1. Chicago Board of Trade Market News

Week in Review

Outlook: Corn contracts worked lower this week as large speculators were forced to adjust their portfolios with the arrival of the end of month and the end of quarter time periods. Basis remains firms as this weakness in futures is occurring and seems to indicate that producers are presently in no rush to sell while corn contracts test key levels of support. Many of those producers seemingly recognize that open interest is not collapsing as large traders adjust their positions. There also seems to be some recognition that while the overall planting pace of U.S. corn is in line with the five-year average, there is still acreage in the northern Corn Belt that remains unplanted even as the prevented planting dates relating to crop insurance approach.

Farmers are entitled to plant after the final planting date passes but the risk for a farmer increases because any acres planted afterward receives lower yield and revenue guarantees. (The coverage rate commonly declines at 1 percent per day). In contrast, the farmer who has been prevented from planting may choose to simply not plant at all and can receive compensation for 60 to 70 percent of the insured coverage. The primary incentive for farmers to select payment and skip planting is market prices. This season, the December corn contract has declined by more than a half dollar from the recent highs as the prevented planting dates approach.
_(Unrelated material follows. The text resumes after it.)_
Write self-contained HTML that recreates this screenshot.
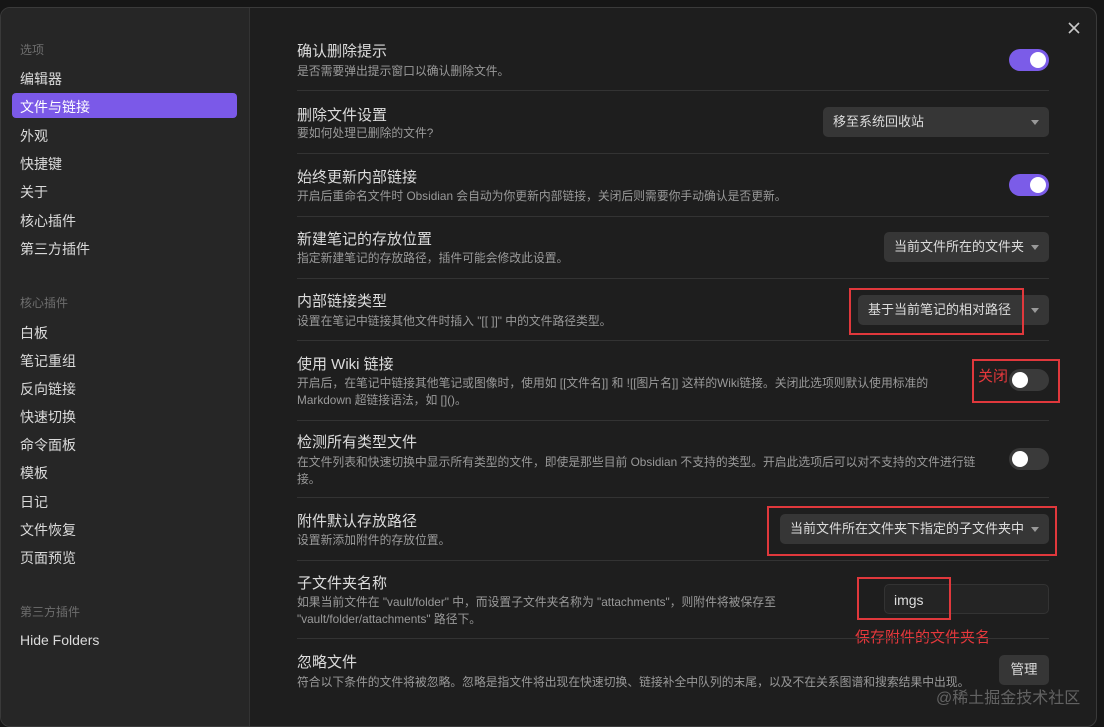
<!DOCTYPE html><html><head><meta charset="utf-8"><style>
*{margin:0;padding:0;box-sizing:border-box}
body{width:1104px;height:712px;background:#161616;overflow:hidden;position:relative;font-family:"Liberation Sans","Noto Sans CJK SC",sans-serif;color:#dadada}
.modal{position:absolute;left:0;top:7px;width:1097px;height:720px;background:#1e1e1e;border:1px solid #3a3a3a;border-radius:10px;overflow:hidden}
.side{position:absolute;left:0;top:0;width:249px;height:100%;background:#262626;border-right:1px solid #333}
.a{position:absolute;font-size:14px;white-space:nowrap}
.sh{color:#6e6e6e;font-size:12px}
.sel{position:absolute;left:11px;top:85px;width:225px;height:25px;background:#7b59e8;border-radius:4px}
.t{position:absolute;left:297px;font-size:15px;color:#dcdcdc;white-space:nowrap}
.d{position:absolute;left:297px;font-size:11.8px;color:#9a9a9a;line-height:17px;white-space:nowrap}
.hr{position:absolute;left:297px;width:752px;height:1px;background:#333}
.tg{position:absolute;width:40px;height:22px;border-radius:11px;background:#3a3a3a}
.tg.on{background:#7b5ce8}
.tg i{position:absolute;top:3px;width:16px;height:16px;border-radius:50%;background:#fff;left:3px}
.tg.on i{left:21px}
.dd{position:absolute;height:30px;background:#363636;border-radius:5px;font-size:13px;color:#dcdcdc;padding-left:10px;line-height:30px;white-space:nowrap}
.dd:after{content:"";position:absolute;right:10px;top:13px;border:4px solid transparent;border-top:5px solid #999}
.box{position:absolute;border:2px solid #e0383c}
.red{position:absolute;color:#e5383c;font-size:15px;white-space:nowrap}
</style></head><body>
<div class="modal">
<div class="side">
<div class="a sh" style="left:19px;top:33px">选项</div>
<div class="a" style="left:19px;top:61px">编辑器</div>
<div class="sel"></div>
<div class="a" style="left:19px;top:89px;color:#fff">文件与链接</div>
<div class="a" style="left:19px;top:118px">外观</div>
<div class="a" style="left:19px;top:146px">快捷键</div>
<div class="a" style="left:19px;top:174px">关于</div>
<div class="a" style="left:19px;top:203px">核心插件</div>
<div class="a" style="left:19px;top:231px">第三方插件</div>
<div class="a sh" style="left:19px;top:286px">核心插件</div>
<div class="a" style="left:19px;top:315px">白板</div>
<div class="a" style="left:19px;top:343px">笔记重组</div>
<div class="a" style="left:19px;top:371px">反向链接</div>
<div class="a" style="left:19px;top:399px">快速切换</div>
<div class="a" style="left:19px;top:427px">命令面板</div>
<div class="a" style="left:19px;top:455px">模板</div>
<div class="a" style="left:19px;top:484px">日记</div>
<div class="a" style="left:19px;top:512px">文件恢复</div>
<div class="a" style="left:19px;top:540px">页面预览</div>
<div class="a sh" style="left:19px;top:595px">第三方插件</div>
<div class="a" style="left:19px;top:624px">Hide Folders</div>
</div>
<svg style="position:absolute;left:1066px;top:13px" width="14" height="14" viewBox="0 0 14 14"><path d="M2 2L12 12M12 2L2 12" stroke="#c8c8c8" stroke-width="1.6"/></svg>
</div>
<div class="t" style="top:40px">确认删除提示</div>
<div class="d" style="top:63px">是否需要弹出提示窗口以确认删除文件。</div>
<div class="tg on" style="left:1009px;top:49px"><i></i></div>
<div class="hr" style="top:90px"></div>
<div class="t" style="top:104px">删除文件设置</div>
<div class="d" style="top:125px">要如何处理已删除的文件?</div>
<div class="dd" style="left:823px;top:107px;width:226px">移至系统回收站</div>
<div class="hr" style="top:153px"></div>
<div class="t" style="top:166px">始终更新内部链接</div>
<div class="d" style="top:188px">开启后重命名文件时 Obsidian 会自动为你更新内部链接，关闭后则需要你手动确认是否更新。</div>
<div class="tg on" style="left:1009px;top:174px"><i></i></div>
<div class="hr" style="top:216px"></div>
<div class="t" style="top:228px">新建笔记的存放位置</div>
<div class="d" style="top:250px">指定新建笔记的存放路径，插件可能会修改此设置。</div>
<div class="dd" style="left:884px;top:232px;width:165px">当前文件所在的文件夹</div>
<div class="hr" style="top:278px"></div>
<div class="t" style="top:290px">内部链接类型</div>
<div class="d" style="top:313px">设置在笔记中链接其他文件时插入 "[[ ]]" 中的文件路径类型。</div>
<div class="dd" style="left:858px;top:295px;width:191px">基于当前笔记的相对路径</div>
<div class="box" style="left:849px;top:288px;width:175px;height:47px"></div>
<div class="hr" style="top:340px"></div>
<div class="t" style="top:353px">使用 Wiki 链接</div>
<div class="d" style="top:375px">开启后，在笔记中链接其他笔记或图像时，使用如 [[文件名]] 和 ![[图片名]] 这样的Wiki链接。关闭此选项则默认使用标准的<br>Markdown 超链接语法，如 []()。</div>
<div class="tg" style="left:1009px;top:369px"><i></i></div>
<div class="red" style="left:978px;top:365px">关闭</div>
<div class="box" style="left:972px;top:359px;width:88px;height:44px"></div>
<div class="hr" style="top:420px"></div>
<div class="t" style="top:431px">检测所有类型文件</div>
<div class="d" style="top:454px">在文件列表和快速切换中显示所有类型的文件，即使是那些目前 Obsidian 不支持的类型。开启此选项后可以对不支持的文件进行链<br>接。</div>
<div class="tg" style="left:1009px;top:448px"><i></i></div>
<div class="hr" style="top:497px"></div>
<div class="t" style="top:510px">附件默认存放路径</div>
<div class="d" style="top:532px">设置新添加附件的存放位置。</div>
<div class="dd" style="left:780px;top:514px;width:269px">当前文件所在文件夹下指定的子文件夹中</div>
<div class="box" style="left:767px;top:506px;width:290px;height:50px"></div>
<div class="hr" style="top:560px"></div>
<div class="t" style="top:572px">子文件夹名称</div>
<div class="d" style="top:594px">如果当前文件在 "vault/folder" 中，而设置子文件夹名称为 "attachments"，则附件将被保存至<br>"vault/folder/attachments" 路径下。</div>
<div style="position:absolute;left:884px;top:584px;width:165px;height:30px;background:#242424;border:1px solid #333;border-radius:5px;font-size:14px;color:#ddd;padding:7px 0 0 9px">imgs</div>
<div class="box" style="left:857px;top:577px;width:94px;height:43px"></div>
<div class="red" style="left:855px;top:626px">保存附件的文件夹名</div>
<div class="hr" style="top:638px"></div>
<div class="t" style="top:651px">忽略文件</div>
<div class="d" style="top:674px">符合以下条件的文件将被忽略。忽略是指文件将出现在快速切换、链接补全中队列的末尾，以及不在关系图谱和搜索结果中出现。</div>
<div style="position:absolute;left:999px;top:655px;width:50px;height:30px;background:#363636;border-radius:5px;font-size:13.5px;color:#ddd;text-align:center;line-height:30px">管理</div>
<div class="a" style="left:936px;top:684px;font-size:16px;color:rgba(200,200,200,0.4)">@稀土掘金技术社区</div>
</body></html>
The general outlook is that some level of U.S. corn acreage is going to be lost this season as a number of producers elect to receive payments rather than plant. The exact amount of that acreage decline will become more apparent when USDA publishes their Acreage report on June 30. Market participants may be particularly sensitive to this data since it is arriving at the same time that the majority of U.S. corn prepares to enter the crucial period of pollination.

3. U.S. Weather/Crop Progress

Planting Progress

During the May 30-June 2 time period, precipitation is expected across the northern and central Plains and into the Southeast. At the same time, below normal temperatures are expected along the Mid-Atlantic Coast and in the states along the western Gulf of Mexico. Above-normal temperatures are expected in the center of the country and along the West Coast.

For the period of June 3-7, the odds favor normal to above-normal temperatures across the entire contiguous U.S., with the exception of the western Gulf of Mexico Coast. Below-normal temperatures are favored in around the Gulf of Mexico. Above-normal precipitation is likely from the central and northern Plains, through the Midwest and into the Mid-Atlantic and Southeast. Below-normal precipitation is expected from the Southern Plains through most of the West. Follow this link to view current U.S. and international weather patterns and the future outlook: Weather and Crop Bulletin.

4. U.S. Export Statistics

Export Sales and Exports Table
U.S. Export Inspections
USDA Grain Inspections For Export Reports

Corn: Net sales of 621,300 MT for 2013/14 were up 22 percent from the previous week and 27 percent from the prior four-week average. Increases were reported for Mexico (249,600 MT), Egypt (200,700 MT, including 60,000 MT switched from unknown destinations), Israel (93,100 MT, including 89,000 MT switched from unknown destinations), Colombia (83,400 MT, including 55,000 MT switched from unknown destinations), Portugal (59,600 MT, including 55,000 MT switched from Spain) and South Korea (59,500 MT). Decreases were reported for unknown destinations (155,900 MT), China (115,000 MT), Spain (55,000 MT) and Costa Rica (1,400 MT). Net sales of 90,900 MT for 2014/15 were reported for Mexico (89,600 MT) and Japan (1,400 MT). Exports of 1,210,200 MT were up 4 percent from the previous week and 1 percent from the prior four-week average. The primary destinations were Mexico (277,300 MT), Egypt (208,700 MT), Japan (205,300 MT), Colombia (142,600 MT), South Korea (67,800 MT), Vietnam (65,000 MT) and Portugal (59,600 MT). 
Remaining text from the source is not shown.